CL: Can this kind of software cut ongoing costs and labour hours on a project?

DO’C: I think it can for a lot of people who use it efficiently, in that everything is only drawn once and there’s a good, well thought-out file and reference structure. Beyond that, it comes down to the individual, as to how efficient you can be with the system. The next step in terms of efficiency progression will be a BIM model.

“[With 3D modelling] you’re incurring a lot of pain at the beginning to make the drawings intelligent enough to benefit you later.”

I’m trialling that on a project at the moment, to see how long it takes to get you to a credible set of drawings; how long does it take in a 2D environment and how long does it take to catch up in a 3D environment? Because if it’s going to take longer it’s going to cost more; even if just costs a couple of weeks, that can be the difference between getting the job and not getting it.

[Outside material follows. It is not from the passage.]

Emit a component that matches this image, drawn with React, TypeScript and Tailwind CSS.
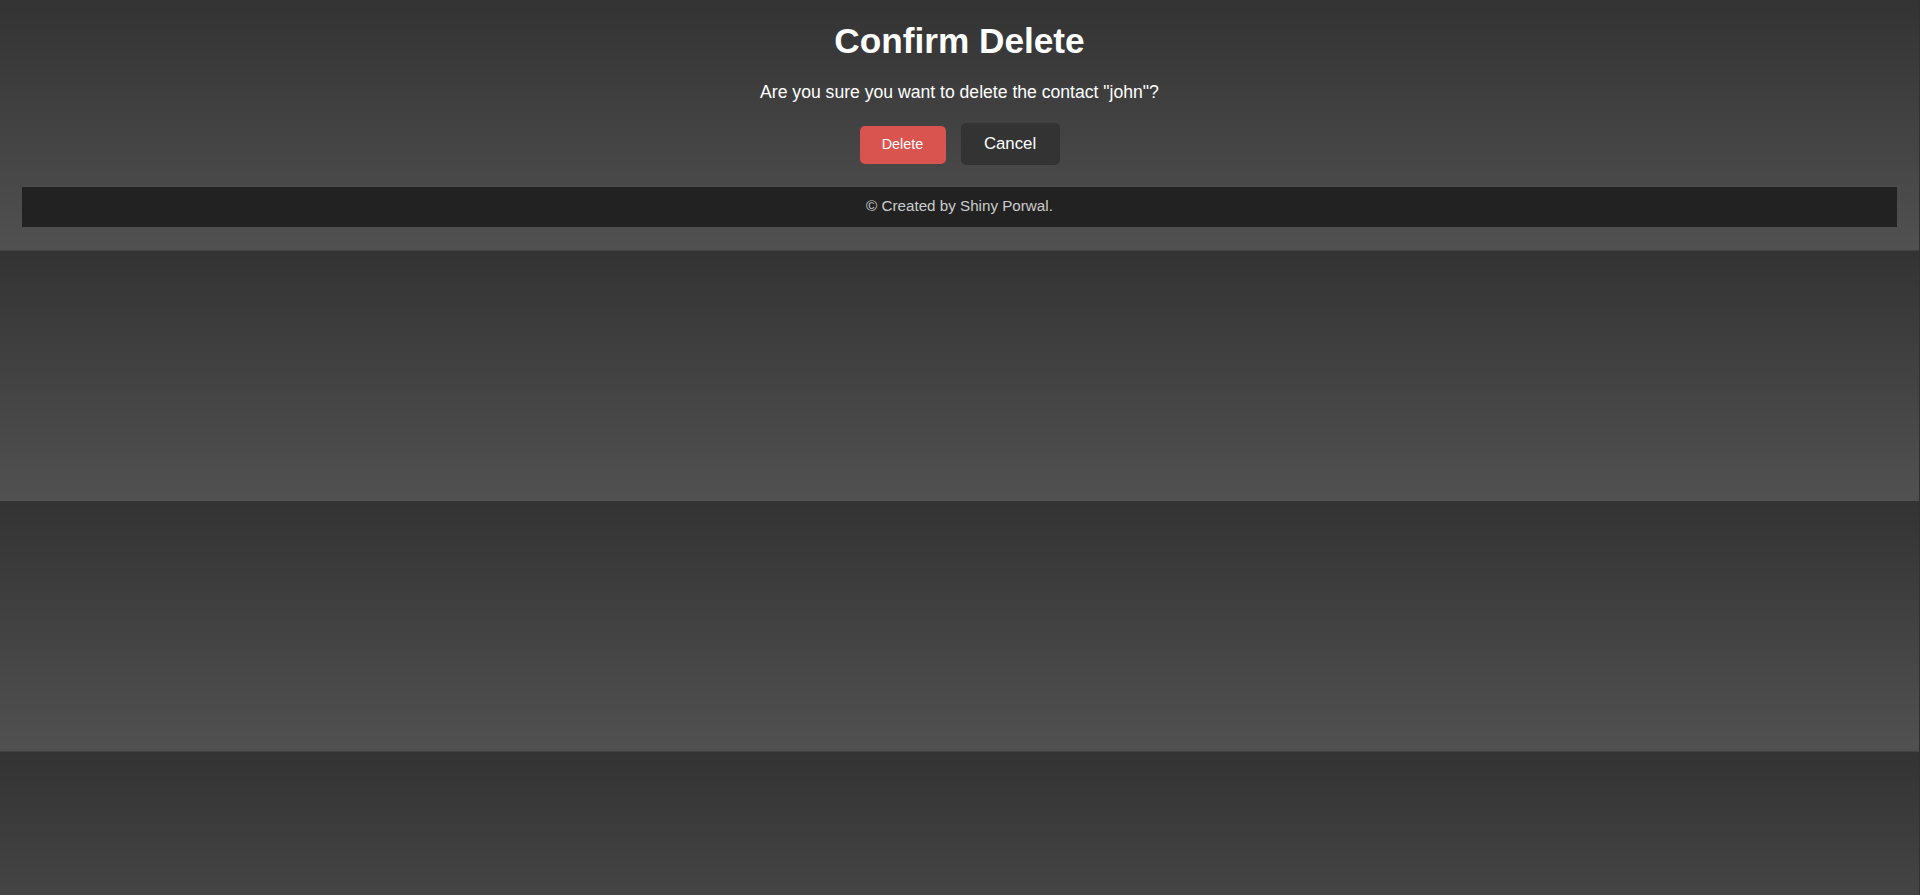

But the payoff is enormous when you get to the construction stage, because one of the biggest issues on site is information coordination. It’s not usually coordination between the base drawings, it’s coordination between your drawings and the subcontractor’s drawings and the schedules. There is a lot of scheduling and specification done to define what it is we want to achieve, and the stuff that’s drawn a year prior only shows up as a problem when you’re on-site.

So certainly, BIM models make an awful lot of sense for that, but you only get that benefit at a certain point in the project. You’re incurring a lot of pain at the beginning to make the drawings intelligent enough to benefit you later.